In a perfect world, you can accomplish anything you want. This creates responsibility – and that creates fear.

Technologies that find their way to market are looking for leaders. The creators of social media and other digital technologies need the wisdom of those with experience to apply their capabilities for achieving practical results.

Facebook started as a platform for enabling college students to connect and share. Yet, what made Facebook what it is today was the application to our business environment.

Someone had to ask the right questions.

They had the thought that if Facebook can connect and engage thousands of students within a college or university, maybe it could do the same with their community – to connect and engage customers with their business.

You Have to Be Specific 

Inexperienced businesses expect customers to line up at their door. They just want to be order takers; but we all know that it doesn’t work that way.

While taking orders may be the norm during more prosperous times, the truth is we all now have to work to get what we want. This requires sales and marketing skills, to name just a few.

Getting results from social media requires a well-designed process for generating results without it.

This means you must have a process in place, one that you can break down into specific elements that can be achieved on the respective social media channels.

You can use Facebook for engagement, your blog for communicating expertise, and Twitter for amplifying both. This is just one simple strategy for managing your social media channels.
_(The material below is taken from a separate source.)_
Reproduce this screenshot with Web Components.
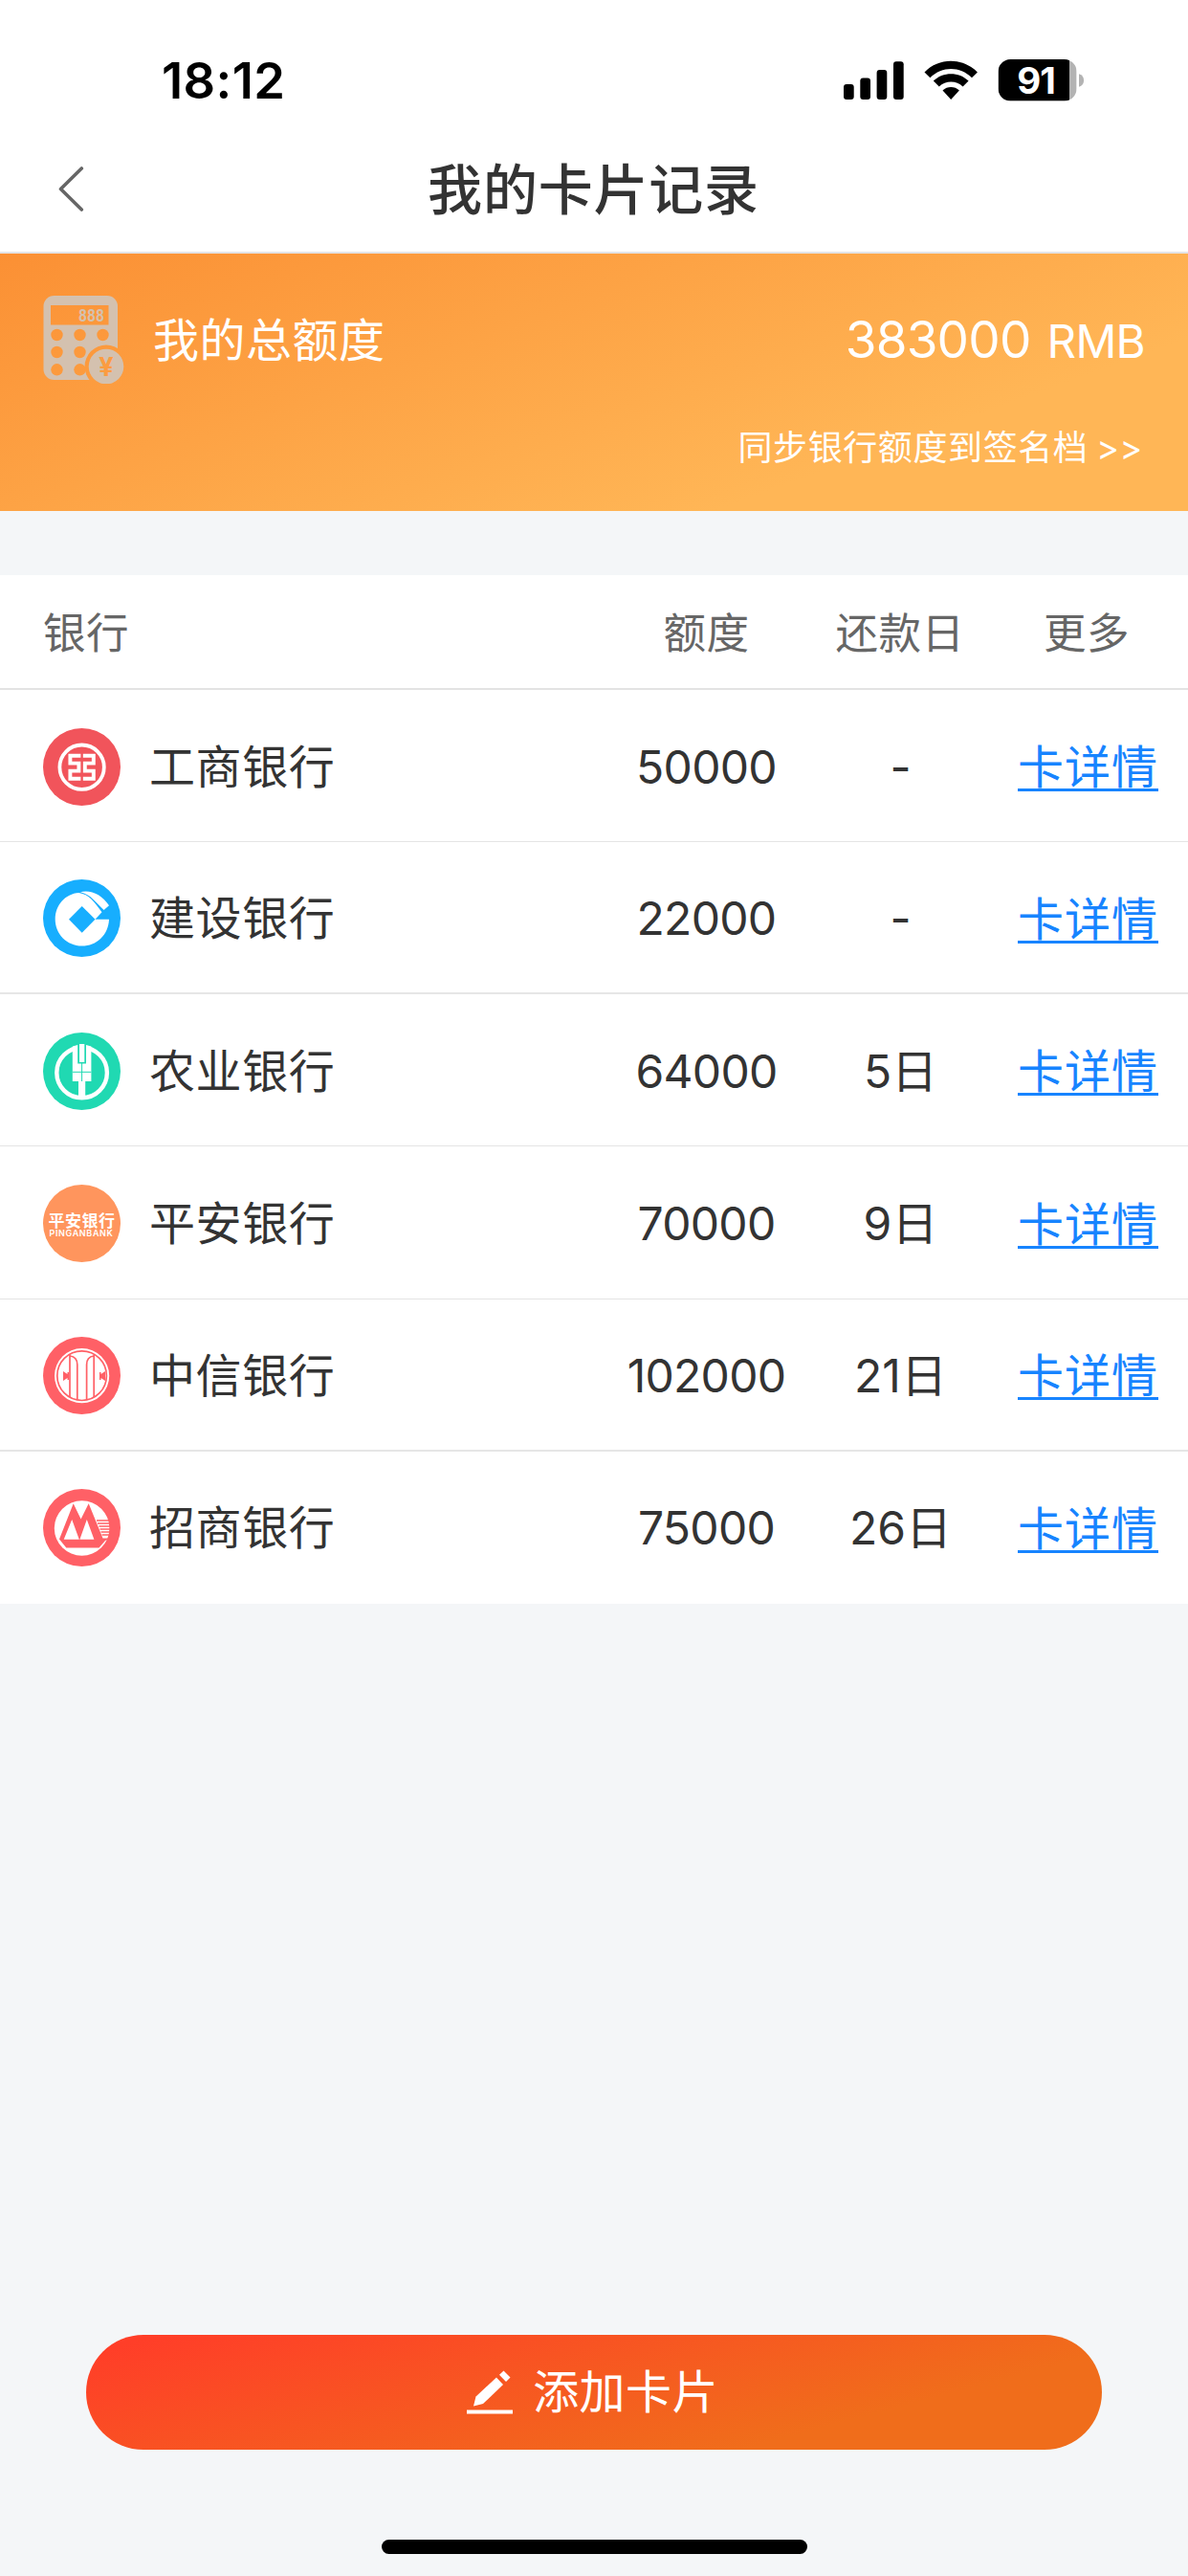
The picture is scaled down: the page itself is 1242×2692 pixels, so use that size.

My suggestion for using social media well is to start with your overall marketing strategy. Break that down into specific elements and seek to achieve them on the respective social media channels that are best suited to their accomplishment.

More importantly, write everything out – and share it with your team.

Better yet, publish this on your primary site so that your community will know where to go to get what they want.

When you are clear – your community will naturally align with you.

The key to getting what you want is inquiry, direction, and leadership for helping your community to concurrently get what they want.